Personal Protective Equipment
A welding hood like the one used in shielded metal-arc welding should be used for gas tungsten-arc welding. The correct shade of lens depends on the intensity of the arc. Chapter 3 provides a chart of rec-ommended lens shades based on the current setting of the machine. For normal GTA welding at current ranges of 76 to 200 amperes, a shade No. 10 lens is satisfactory. Eye fatigue indicates you should use a different shade of lens or there is leakage around the protective filter glass. In addition to the welding hood, protective clothing, such as gloves and an apron, should be worn. Bare skin should never be exposed to the rays of the welding arc because painful burns may result.
In the pulsed-current mode, the welding current rapidly alternates between two levels. The higher current state is known as the pulse current, while the lower current level is called the background current. During the period of pulse current, the weld area is heated and fusion occurs. Upon dropping to the background current, the weld area is allowed to cool and solidify. Pulsed-current GTAW has a number of advantages, including lower heat input and consequently a reduction in distortion and warpage in thin workpieces. In addition, it allows for greater control of the weld pool, and can increase weld penetration, welding speed, and quality. A similar method, manual programmed GTAW, allows the operator to program a specific rate and magnitude of current variations, making it useful for specialized applications.

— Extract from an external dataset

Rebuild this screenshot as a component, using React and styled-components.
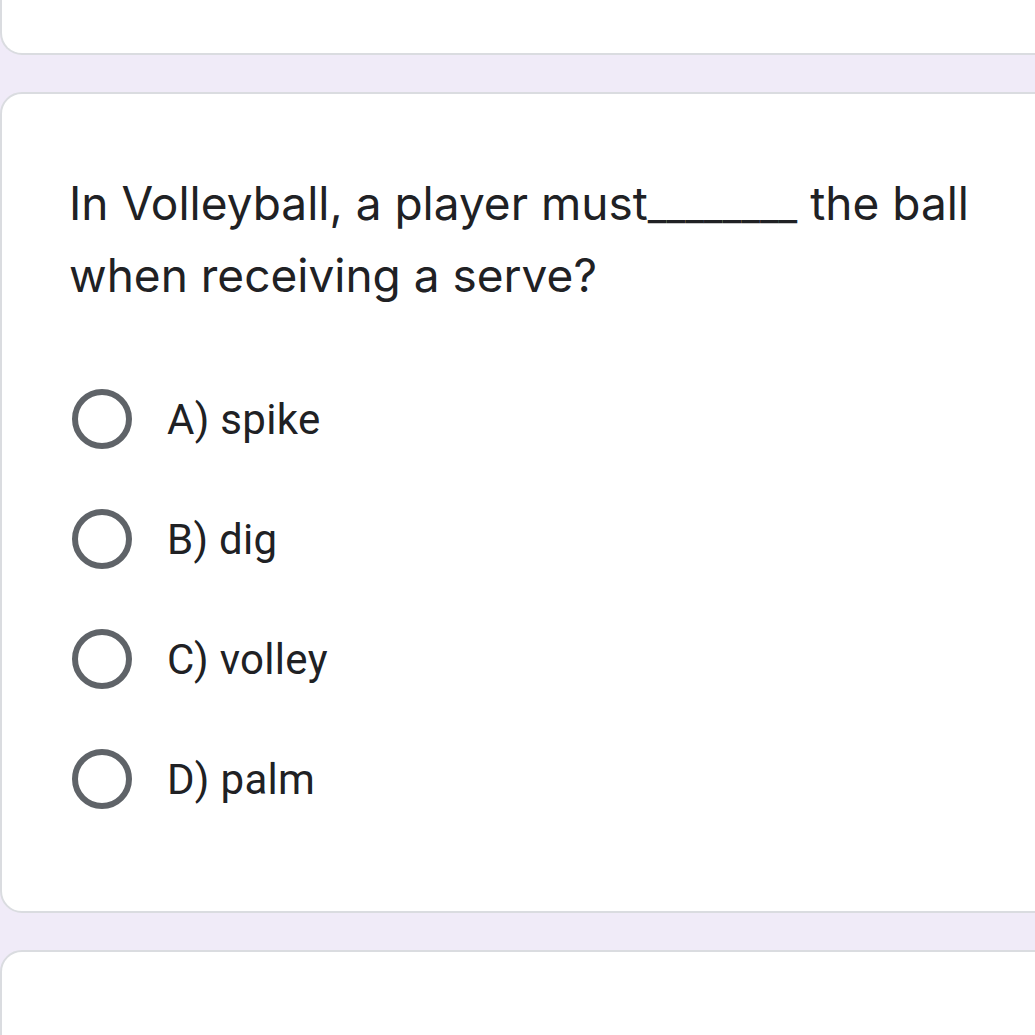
import React from 'react'
import styled, { createGlobalStyle } from 'styled-components'

const GlobalStyle = createGlobalStyle`
  html, body {
    margin: 0;
    padding: 0;
    background: #f0ebf8;
    overflow: hidden;
  }
`

const Page = styled.div`
  display: flex;
  flex-direction: column;
  gap: 37px;
  width: 1035px;
  height: 1035px;
  overflow: hidden;
  background: #f0ebf8;
`

const Card = styled.div`
  flex-shrink: 0;
  width: 1080px;
  box-sizing: border-box;
  background: #ffffff;
  border: 2.5px solid #dadce0;
  border-radius: 22px;
  height: ${(p) => p.height}px;
  ${(p) => p.cutTop && 'border-top: none; border-top-left-radius: 0; border-top-right-radius: 0;'}
`

const QuestionCard = styled(Card)`
  padding: 73px 0 0 70px;
`

const Question = styled.div`
  max-width: 960px;
  margin-left: -3px;
  font-family: Inter, "Noto Sans", sans-serif;
  font-size: 46px;
  line-height: 72px;
  color: #202124;
`

const Blank = styled.span`
  font-size: 41px;
  line-height: 1;
`

const Options = styled.div`
  display: flex;
  flex-direction: column;
  gap: 60px;
  margin-top: 78px;
`

const Option = styled.label`
  display: flex;
  align-items: center;
  gap: 35px;
  height: 60px;
  font-family: Roboto, "Noto Sans", sans-serif;
  font-size: 42px;
  letter-spacing: 0.3px;
  color: #202124;
`

const Radio = styled.span`
  flex-shrink: 0;
  width: 60px;
  height: 60px;
  box-sizing: border-box;
  border: 6px solid #5f6368;
  border-radius: 50%;
`

const options = ['A) spike', 'B) dig', 'C) volley', 'D) palm']

export default function App() {
  return (
    <Page>
      <GlobalStyle />
      <Card cutTop height={55} />
      <QuestionCard height={821}>
        <Question>
          In Volleyball, a player must<Blank>________</Blank> the ball when receiving a serve?
        </Question>
        <Options>
          {options.map((o) => (
            <Option key={o}>
              <Radio />
              {o}
            </Option>
          ))}
        </Options>
      </QuestionCard>
      <Card height={200} />
    </Page>
  )
}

The dabber variation is used to precisely place weld metal on thin edges. The automatic process replicates the motions of manual welding by feeding a cold filler wire into the weld area and dabbing (or oscillating) it into the welding arc. It can be used in conjunction with pulsed current, and is used to weld a variety of alloys, including titanium, nickel, and tool steels. Common applications include rebuilding seals in jet engines and building up saw blades, milling cutters, drill bits, and mower blades.